Problem 6: Describe the transformations applied to $f(x) = e^x$ to obtain $g(x) = -2e^{x+1} + 3$, and state the horizontal asymptote of $g$.
Show Answer
Starting from $f(x) = e^x$, the transformations are:
- Horizontal shift left 1 unit (from $x+1$ in the exponent)
- Vertical stretch by factor of 2 (from the coefficient 2)
- Reflection across the $x$-axis (from the negative sign)
- Vertical shift up 3 units (from the $+3$)
The horizontal asymptote of the original function $y = 0$ is first unaffected by the horizontal shift, stretch, and reflection, but then shifts up by 3.
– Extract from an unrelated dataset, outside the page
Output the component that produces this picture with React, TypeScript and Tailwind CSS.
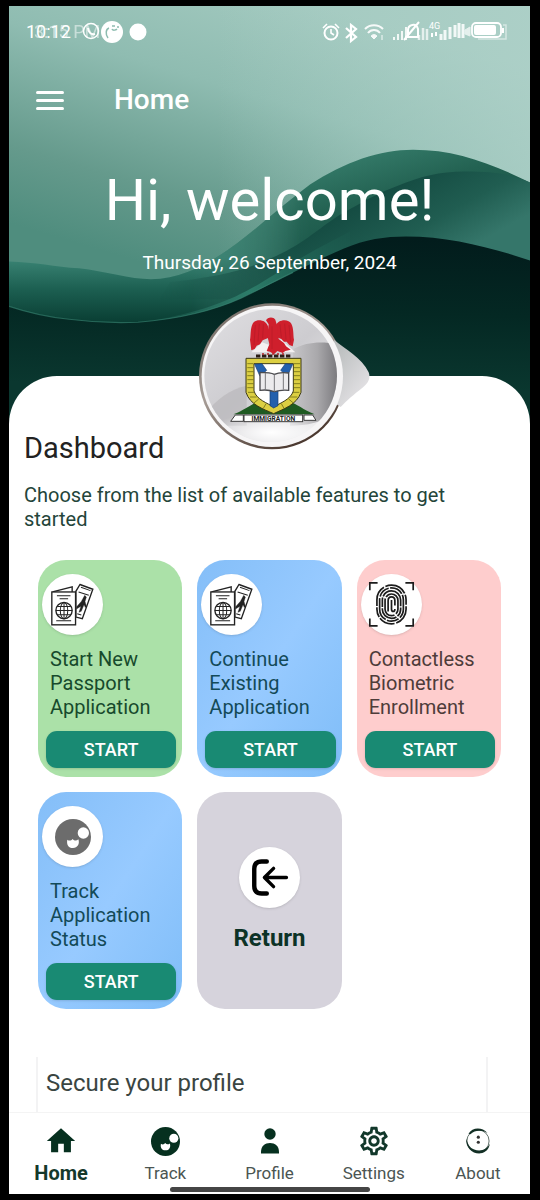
import type { ReactNode } from 'react';
import { MdHome, MdOutlineSettings } from 'react-icons/md';

interface Feature {
  id: string;
  title: string;
  cardClass: string;
  textClass: string;
  icon: ReactNode;
}

interface NavItem {
  label: string;
  active?: boolean;
  icon: ReactNode;
}

function HeaderWaves() {
  return (
    <svg
      className="absolute inset-0 h-full w-full"
      viewBox="9 6 521 419"
      preserveAspectRatio="none"
      aria-hidden="true"
    >
      <defs>
        <linearGradient id="sky" gradientUnits="userSpaceOnUse" x1="300" y1="0" x2="215" y2="285">
          <stop offset="0" stopColor="#a2c9bf" />
          <stop offset="0.35" stopColor="#8fbcb1" />
          <stop offset="0.75" stopColor="#659a8c" />
          <stop offset="1" stopColor="#4f8d7e" />
        </linearGradient>
        <linearGradient id="skyRight" x1="0.4" y1="0" x2="1" y2="0">
          <stop offset="0" stopColor="#b0d2ca" stopOpacity="0" />
          <stop offset="1" stopColor="#b0d2ca" stopOpacity="0.7" />
        </linearGradient>
        <linearGradient id="band" gradientUnits="userSpaceOnUse" x1="300" y1="150" x2="340" y2="290">
          <stop offset="0" stopColor="#3c8573" />
          <stop offset="0.45" stopColor="#236252" />
          <stop offset="1" stopColor="#144c41" />
        </linearGradient>
        <linearGradient id="bandLeft" gradientUnits="userSpaceOnUse" x1="0" y1="258" x2="0" y2="322">
          <stop offset="0" stopColor="#3b8575" />
          <stop offset="0.5" stopColor="#1c5f51" />
          <stop offset="1" stopColor="#0a3f34" />
        </linearGradient>
        <linearGradient id="bandFade" gradientUnits="userSpaceOnUse" x1="190" y1="0" x2="310" y2="0">
          <stop offset="0" stopColor="#fff" />
          <stop offset="1" stopColor="#000" />
        </linearGradient>
        <linearGradient id="bandIn" gradientUnits="userSpaceOnUse" x1="160" y1="0" x2="300" y2="0">
          <stop offset="0" stopColor="#000" />
          <stop offset="1" stopColor="#fff" />
        </linearGradient>
        <mask id="leftMask" maskUnits="userSpaceOnUse" x="9" y="140" width="521" height="200">
          <rect x="9" y="140" width="521" height="200" fill="url(#bandFade)" />
        </mask>
        <mask id="rightMask" maskUnits="userSpaceOnUse" x="9" y="140" width="521" height="200">
          <rect x="9" y="140" width="521" height="200" fill="url(#bandIn)" />
        </mask>
        <linearGradient id="fold" gradientUnits="userSpaceOnUse" x1="380" y1="180" x2="430" y2="270">
          <stop offset="0" stopColor="#12483f" />
          <stop offset="0.6" stopColor="#205d51" />
          <stop offset="1" stopColor="#35766a" />
        </linearGradient>
        <linearGradient id="ribbon" gradientUnits="userSpaceOnUse" x1="150" y1="0" x2="370" y2="0">
          <stop offset="0" stopColor="#2c7666" stopOpacity="0" />
          <stop offset="0.45" stopColor="#2c7c69" />
          <stop offset="1" stopColor="#1b5e4f" stopOpacity="0" />
        </linearGradient>
        <linearGradient id="base" x1="0.5" y1="0" x2="0.45" y2="1">
          <stop offset="0" stopColor="#021c1c" />
          <stop offset="0.4" stopColor="#042823" />
          <stop offset="0.8" stopColor="#0a372f" />
        </linearGradient>
      </defs>
      <rect x="9" y="6" width="521" height="419" fill="url(#sky)" />
      <rect x="9" y="6" width="521" height="419" fill="url(#skyRight)" />
      <path
        d="M9 262C35 263 55 267 79 269C105 272 130 280 151 280C210 279 255 226 310 185C345 162 380 150 413 150C455 150 490 163 530 183V330H9Z"
        fill="url(#band)"
        mask="url(#rightMask)"
      />
      <path
        d="M9 262C35 263 55 267 79 269C105 272 130 280 151 280C210 279 255 226 310 185V330H9Z"
        fill="url(#bandLeft)"
        mask="url(#leftMask)"
      />
      <path
        d="M170 283C235 275 250 268 275 257C305 244 320 227 344 213C362 203 377 194 396 187C420 177 440 172 465 172C492 172 510 174 530 183V300H160Z"
        fill="url(#fold)"
        mask="url(#rightMask)"
      />
      <path
        d="M150 322C215 310 240 297 275 275C300 258 325 245 350 232L350 252C330 258 310 268 293 277C250 303 200 319 150 325Z"
        fill="url(#ribbon)"
      />
      <path
        d="M9 307C30 314 50 318 69 320C92 323 115 324 138 323C175 320 210 313 241 299C275 283 305 266 344 249C365 240 385 237 406 237C450 237 490 248 530 261V425H9Z"
        fill="url(#base)"
      />
      <path
        d="M9 307C30 314 50 318 69 320C92 323 115 324 138 323C175 320 210 313 241 299C262 289 278 280 293 273"
        fill="none"
        stroke="#3a8775"
        strokeWidth="1.2"
        opacity="0.6"
      />
    </svg>
  );
}

function Emblem() {
  return (
    <svg className="h-[152px] w-[200px]" viewBox="-30 33 600 456" role="img" aria-label="Immigration crest">
      <defs>
        <linearGradient id="rim" x1="0" y1="0" x2="0.6" y2="1">
          <stop offset="0" stopColor="#6b625c" />
          <stop offset="0.5" stopColor="#a79d97" />
          <stop offset="1" stopColor="#4c3a31" />
        </linearGradient>
        <linearGradient id="face" x1="0" y1="0" x2="0.9" y2="1">
          <stop offset="0" stopColor="#e0dfe2" />
          <stop offset="0.5" stopColor="#cdccd0" />
          <stop offset="1" stopColor="#efeff0" />
        </linearGradient>
        <linearGradient id="gloss" x1="0" y1="0" x2="1" y2="0">
          <stop offset="0" stopColor="#c9c8cb" />
          <stop offset="0.55" stopColor="#a9a8ab" />
          <stop offset="1" stopColor="#757478" />
        </linearGradient>
        <linearGradient id="tail" x1="0" y1="0" x2="0.7" y2="1">
          <stop offset="0" stopColor="#b4b8b8" />
          <stop offset="1" stopColor="#e6e4e7" />
        </linearGradient>
        <radialGradient id="glow" cx="0.5" cy="0.5" r="0.5">
          <stop offset="0" stopColor="#fff" />
          <stop offset="1" stopColor="#fff" stopOpacity="0" />
        </radialGradient>
        <clipPath id="faceClip">
          <circle cx="272" cy="260" r="199" />
        </clipPath>
      </defs>
      <circle cx="276" cy="262" r="219" fill="url(#rim)" />
      <path d="M462 152C495 180 545 205 566 250C572 265 566 282 550 294C520 318 500 335 482 354L460 340Z" fill="url(#tail)" />
      <circle cx="277" cy="262" r="212" fill="#f6f5f6" />
      <circle cx="272" cy="260" r="199" fill="url(#face)" />
      <g clipPath="url(#faceClip)">
        <path d="M340 180C380 158 430 155 480 168V360C440 400 380 410 330 410Z" fill="url(#gloss)" />
        <path d="M70 380C110 330 150 300 200 290V410H90Z" fill="#b5b4b7" opacity="0.6" />
        <ellipse cx="275" cy="430" rx="190" ry="60" fill="url(#glow)" />
      </g>
      {/* eagle */}
      <path d="M246 160L214 190H262L268 168ZM302 150L346 190H300Z" fill="#f4f1f2" />
      <g fill="#cf1f2c">
        <path d="M264 112C258 90 226 88 218 104C210 120 213 140 210 152L214 184L224 180L230 170L240 166L248 154L266 146Z" />
        <path d="M286 112C292 90 326 88 334 104C342 120 339 138 342 152L338 172L328 168L320 158L312 158L304 150L288 144Z" />
        <path d="M258 94C262 84 280 82 286 92L290 106L296 150L312 162L318 172L332 182L316 186L308 192L292 186L282 196L270 188L260 186L268 166L262 140L266 106Z" />
      </g>
      <path
        d="M226 108L222 168M238 104L234 158M250 106L248 148M300 106L304 146M314 104L318 152M327 108L332 160M276 112V180"
        stroke="#a31722"
        strokeWidth="2"
        opacity="0.6"
      />
      <path d="M228 201H334" stroke="#2b1d16" strokeWidth="9" strokeDasharray="13 5" />
      <path d="M246 195H320" stroke="#b3262b" strokeWidth="4" strokeDasharray="6 9" />
      {/* ground and shield */}
      <path d="M160 376C195 364 215 342 240 338H330C350 344 370 362 404 376Z" fill="#1f5a22" />
      <path
        d="M198 208H363V310C350 348 310 360 281 374C250 360 210 348 198 310Z"
        fill="#dccf42"
        stroke="#3d3a16"
        strokeWidth="3"
      />
      <path
        d="M202 224H220M202 236H220M202 248H220M202 260H220M202 272H220M202 284H220M202 296H220M204 310H222M210 324H230M341 224H360M341 236H360M341 248H360M341 260H360M341 272H360M341 284H360M341 296H360M339 310H358M330 324H352M222 342L236 330M250 358L258 344M340 342L326 330M312 358L304 344"
        stroke="#85801f"
        strokeWidth="3"
      />
      <path d="M222 224H340V306C332 332 300 342 281 354C262 342 230 332 222 306Z" fill="#fff" stroke="#3d3a16" strokeWidth="3" />
      <path d="M224 226L246 224L260 244L240 262ZM338 226L316 224L302 244L322 262Z" fill="#2360ad" stroke="#173d70" strokeWidth="2" />
      <path d="M270 304H294V350L281 357L270 350Z" fill="#2360ad" stroke="#173d70" strokeWidth="2" />
      <path
        d="M240 250C255 250 272 250 283 256C296 250 312 250 326 252V304C310 302 296 304 283 308C270 303 255 302 240 304Z"
        fill="#ecebed"
        stroke="#4a4a4e"
        strokeWidth="4"
      />
      <path d="M283 256V308M256 252V302M310 252V302" stroke="#77777b" strokeWidth="3" />
      {/* motto scroll */}
      <path d="M166 378H190V397H152ZM372 378H398L408 394H372Z" fill="#fff" stroke="#3a3a3a" strokeWidth="3" />
      <rect x="192" y="378" width="176" height="20" fill="#fff" stroke="#3a3a3a" strokeWidth="3" />
      <text x="280" y="395" textAnchor="middle" fontFamily="Roboto, sans-serif" fontSize="20" fontWeight="700" fill="#222">
        IMMIGRATION
      </text>
    </svg>
  );
}

function PassportIcon() {
  return (
    <svg className="size-full" viewBox="68 79 180 180" fill="none" stroke="#222" strokeWidth="4" aria-hidden="true">
      <path d="M180 110L218 124L187 211L168 206V130Z" fill="#fff" />
      <path d="M183 118L211 128M176 132L206 142M172 196L184 200" strokeWidth="3" />
      <path d="M194 142L184 160L170 176V182L183 174L177 192L184 189L192 170L196 178L199 174L195 160L199 147Z" fill="#222" strokeWidth="1" />
      <path d="M99 132L157 117V132" fill="#fff" />
      <rect x="97" y="132" width="70" height="97" fill="#fff" />
      <path d="M112 143H152M120 152H145M110 217H154" strokeWidth="3" />
      <circle cx="133" cy="187" r="24" />
      <ellipse cx="133" cy="187" rx="11" ry="24" strokeWidth="3" />
      <path d="M133 163V211M109 187H157M113 175H153M113 199H153" strokeWidth="3" />
    </svg>
  );
}

function FingerprintIcon() {
  return (
    <svg className="size-full" viewBox="304 79 180 180" fill="none" stroke="#1c1c1c" strokeWidth="5" aria-hidden="true">
      <path d="M330 127V105H353M435 105H458V127M458 210V232H435M353 232H330V210" />
      <rect x="351" y="112" width="86" height="114" rx="43" strokeDasharray="48 4 30 4 62 5" />
      <rect x="359" y="120" width="70" height="98" rx="35" strokeDasharray="36 4 70 5" />
      <rect x="367" y="129" width="54" height="81" rx="27" strokeDasharray="60 4 28 4" />
      <rect x="375" y="138" width="38" height="64" rx="19" strokeDasharray="70 5" />
      <path d="M384 190V158C384 143 404 143 404 158V172M394 156V182C394 192 404 192 404 182" />
    </svg>
  );
}

function TrackIcon({ color }: { color: string }) {
  return (
    <svg className="size-full" viewBox="0 0 108 108" aria-hidden="true">
      <circle cx="54" cy="54" r="54" fill={color} />
      <circle cx="85" cy="42" r="17" fill="#fff" />
      <path d="M37 62C42 66 48 66 53 60C58 66 65 66 70 61C75 74 68 87 54 87C40 87 34 76 37 62Z" fill="#fff" />
    </svg>
  );
}

function ReturnIcon() {
  return (
    <svg className="size-full" viewBox="659 204 180 180" fill="none" stroke="#000" strokeLinecap="round" strokeLinejoin="round" aria-hidden="true">
      <path d="M741 247H726Q704 247 704 269V319Q704 341 726 341H741" strokeWidth="13" />
      <path d="M799 294H734M761 267L734 294L761 321" strokeWidth="10" />
    </svg>
  );
}

function PersonIcon() {
  return (
    <svg className="h-[26px] w-5" viewBox="0 0 20 26" fill="#06301f" aria-hidden="true">
      <circle cx="10" cy="6" r="5.7" />
      <path d="M1 25.5V24C1 18 5 15 10 15C15 15 19 18 19 24V25.5Z" />
    </svg>
  );
}

function AboutIcon() {
  return (
    <svg className="size-[26px]" viewBox="585 268 78 82" aria-hidden="true">
      <circle cx="624" cy="309" r="35" fill="none" stroke="#5c6b65" strokeWidth="3" />
      <path d="M594 286C606 266 636 264 654 284C636 274 614 274 600 288Z" fill="#122f25" />
      <path d="M587 300C584 330 606 350 632 348C648 346 660 334 661 318C652 338 630 343 612 336C598 330 591 318 587 300Z" fill="#122f25" />
      <circle cx="625" cy="297" r="5" fill="#333" />
      <circle cx="625" cy="313" r="5" fill="#333" />
    </svg>
  );
}

function StatusIcons() {
  return (
    <svg className="h-6 w-[190px]" viewBox="320 20 190 24" fill="none" stroke="#fff" aria-hidden="true">
      <g strokeWidth="2">
        <circle cx="331" cy="33" r="6.5" />
        <path d="M331 29V33L334 35M323 28L327 24M339 28L335 24" strokeWidth="1.6" />
      </g>
      <path d="M346 28L356 37L351 41V25L356 29L346 38" strokeWidth="2.2" />
      <g opacity="0.9" strokeWidth="2">
        <path d="M365 29C370 24 378 24 383 29M368 33C371 29 377 29 380 33" />
        <path d="M371 36C373 34 375 34 377 36L374 39Z" fill="#fff" strokeWidth="1" />
        <path d="M382 35V40" strokeWidth="1" />
      </g>
      <path d="M394 40V37M398 40V34M402 40V31M406 40V27" strokeWidth="2" opacity="0.85" />
      <path d="M405 37H419M408 37V30C408 25 416 22 418 29V37M404 40L419 22" strokeWidth="2" />
      <path d="M419 40V35M423 40V28M427 40V29" strokeWidth="2.5" opacity="0.7" />
      <text x="429" y="29" fontFamily="Roboto, sans-serif" fontSize="9" fill="#fff" stroke="none">
        4G
      </text>
      <path d="M432 33V37M436 32V36" strokeWidth="2" />
      <path d="M441 40V34M445 40V30M450 39V27M455 37V25M459 38V23M463 38V24" strokeWidth="3" opacity="0.85" />
      <path d="M478 39H506V25H503" opacity="0.5" strokeWidth="1.5" />
      <path d="M465 30L470 27V36L465 34Z" fill="#fff" opacity="0.7" />
      <rect x="472" y="23" width="29" height="14" rx="4" strokeWidth="1.8" />
      <rect x="474" y="25" width="22" height="10" rx="2" fill="#fff" stroke="none" />
      <path d="M503 28V33" strokeWidth="2" />
    </svg>
  );
}

function StatusBar() {
  return (
    <div className="flex h-6 items-center justify-between pr-5 pl-[17px] text-white">
      <div className="flex items-center">
        <div className="relative w-[54px] text-lg leading-6">
          10:12
          <span className="absolute top-0 left-2 leading-6 whitespace-nowrap opacity-50">3:15 PM</span>
        </div>
        <svg className="h-6 w-[70px]" viewBox="80 20 70 24" aria-hidden="true">
          <circle cx="91" cy="31" r="7.5" fill="none" stroke="#fff" strokeWidth="1.5" />
          <path d="M88 28C88 32 91 35 95 34" fill="none" stroke="#fff" strokeWidth="2" />
          <circle cx="112" cy="32" r="11" fill="#fff" />
          <path d="M108 38C105 34 106 29 109 28M112 26H115M117 27H119M112 29C113 31 116 30 117 29" fill="none" stroke="#8dbcb0" strokeWidth="1.5" />
          <circle cx="138" cy="32" r="8.5" fill="#fff" />
        </svg>
      </div>
      <StatusIcons />
    </div>
  );
}

const blueCard = 'bg-linear-to-br from-[#84bef8] via-[#97caff] to-[#7fbdf8]';

const features: Feature[] = [
  {
    id: 'new',
    title: 'Start New Passport Application',
    cardClass: 'bg-[#abe1a8]',
    textClass: 'text-[#174a2c]',
    icon: <PassportIcon />,
  },
  {
    id: 'continue',
    title: 'Continue Existing Application',
    cardClass: blueCard,
    textClass: 'text-[#134a58]',
    icon: <PassportIcon />,
  },
  {
    id: 'biometric',
    title: 'Contactless Biometric Enrollment',
    cardClass: 'bg-[#fecdcd]',
    textClass: 'text-[#4e3c3a]',
    icon: <FingerprintIcon />,
  },
  {
    id: 'track',
    title: 'Track Application Status',
    cardClass: blueCard,
    textClass: 'text-[#134a58]',
    icon: (
      <div className="size-9">
        <TrackIcon color="#6c6c6c" />
      </div>
    ),
  },
];

const navItems: NavItem[] = [
  { label: 'Home', active: true, icon: <MdHome size={34} color="#06301f" /> },
  {
    label: 'Track',
    icon: (
      <div className="size-[29px]">
        <TrackIcon color="#06301f" />
      </div>
    ),
  },
  { label: 'Profile', icon: <PersonIcon /> },
  { label: 'Settings', icon: <MdOutlineSettings size={34} color="#12382b" /> },
  { label: 'About', icon: <AboutIcon /> },
];

function FeatureCard({ feature }: { feature: Feature }) {
  return (
    <article className={`flex flex-col rounded-[28px] pt-[14px] pr-[2px] pb-[9px] pl-1 ${feature.cardClass}`}>
      <div className="flex size-[61px] items-center justify-center rounded-full bg-white shadow">{feature.icon}</div>
      <h2 className={`mt-3 px-2 text-xl leading-6 ${feature.textClass}`}>{feature.title}</h2>
      <div className="mt-auto flex px-1">
        <button
          type="button"
          className="h-[37px] flex-1 rounded-[11px] bg-[#198a73] text-lg font-medium text-white shadow-sm"
        >
          START
        </button>
      </div>
    </article>
  );
}

export default function App() {
  return (
    <div className="flex min-h-screen flex-col bg-black py-[6px] pr-[10px] pl-[9px] font-['Roboto',sans-serif]">
      <div className="flex flex-1 flex-col bg-white">
        <header className="relative">
          <HeaderWaves />
          <div className="relative pt-[14px] pb-[149px]">
            <StatusBar />
            <div className="mt-9 flex h-10 items-center gap-[50px] pl-[27px]">
              <button type="button" aria-label="Open menu" className="flex w-7 flex-col gap-[5px]">
                <span className="h-[3px] rounded-full bg-white" />
                <span className="h-[3px] rounded-full bg-white" />
                <span className="h-[3px] rounded-full bg-white" />
              </button>
              <span className="text-[28px] leading-10 font-medium text-white">Home</span>
            </div>
            <h1 className="mt-[46px] text-center text-[58px] leading-[68px] text-white">Hi, welcome!</h1>
            <p className="mt-[17px] text-center text-[19px] leading-6 text-white">Thursday, 26 September, 2024</p>
          </div>
        </header>

        <main className="relative -mt-12 flex flex-1 flex-col rounded-t-[48px] bg-white pt-[54px]">
          <div className="absolute -top-[76px] left-1/2 -translate-x-1/2">
            <Emblem />
          </div>
          <div className="pr-10 pl-[15px]">
            <h2 className="text-[29px] leading-9 text-[#222]">Dashboard</h2>
            <p className="mt-[17px] text-xl leading-6 text-[#24453a]">
              Choose from the list of available features to get started
            </p>
          </div>

          <div className="mt-[29px] grid auto-rows-[217px] grid-cols-3 gap-[15px] px-[29px]">
            {features.map((feature) => (
              <FeatureCard key={feature.id} feature={feature} />
            ))}
            <button
              type="button"
              className="flex flex-col items-center justify-center gap-[14px] rounded-[28px] bg-[#d6d3dc] text-2xl font-bold text-[#0c3226]"
            >
              <span className="flex size-[61px] items-center justify-center rounded-full bg-white shadow">
                <ReturnIcon />
              </span>
              Return
            </button>
          </div>

          <section className="mt-12 mr-[42px] ml-[27px] flex-1 border-x-2 border-[#f3f3f4] px-2 pt-2">
            <h2 className="text-2xl leading-9 text-[#3a4542]">Secure your profile</h2>
          </section>
        </main>

        <nav className="relative flex h-[82px] border-t border-[#f4f4f4] bg-white">
          {navItems.map((item) => (
            <a key={item.label} href="#" className="flex flex-1 flex-col items-center gap-[2px] pt-[10px]">
              <span className="flex h-9 items-center">{item.icon}</span>
              <span
                className={
                  item.active
                    ? 'text-xl leading-6 font-bold text-[#14382b]'
                    : 'text-[17px] leading-6 text-[#4b5552]'
                }
              >
                {item.label}
              </span>
            </a>
          ))}
          <div className="absolute bottom-[2px] left-1/2 h-[5px] w-[200px] -translate-x-1/2 rounded-full bg-[#454545]" />
        </nav>
      </div>
    </div>
  );
}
Horizontal asymptote: $y = 3$
Summary
-
An exponential function has the form $f(x) = a \cdot b^x$, where $b > 0$ and $b \neq 1$. The variable is in the exponent, not the base.
-
Exponential growth occurs when $b > 1$; the function increases as $x$ increases. Exponential decay occurs when $0 < b < 1$; the function decreases toward zero as $x$ increases.
-
The natural base $e \approx 2.71828$ is a special irrational number that appears throughout mathematics. The function $f(x) = e^x$ is called the natural exponential function.
-
All exponential functions $f(x) = b^x$ pass through $(0, 1)$, have a horizontal asymptote at $y = 0$, have domain all real numbers, and have range all positive real numbers.
-
Transformations work the same way as with other functions: $f(x) = a \cdot b^{x-h} + k$ shifts horizontally by $h$, vertically by $k$, and stretches or reflects based on $a$.
-
Compound interest is modeled by $A = P(1 + r/n)^{nt}$, where $P$ is principal, $r$ is annual rate, $n$ is compounding frequency, and $t$ is time in years.
-
Continuous compounding uses $A = Pe^{rt}$ and represents the theoretical maximum growth for a given interest rate.
-
To solve exponential equations with the same-base method, express both sides as powers of the same base, then set the exponents equal.
-
Exponential functions model many real-world phenomena: population growth, radioactive decay, drug metabolism, viral spread, compound interest, and temperature change.
-
The key insight of exponential growth is that it accelerates over time. What starts as barely noticeable change becomes dramatic very quickly, which is why understanding exponential functions matters for everything from personal finance to public health.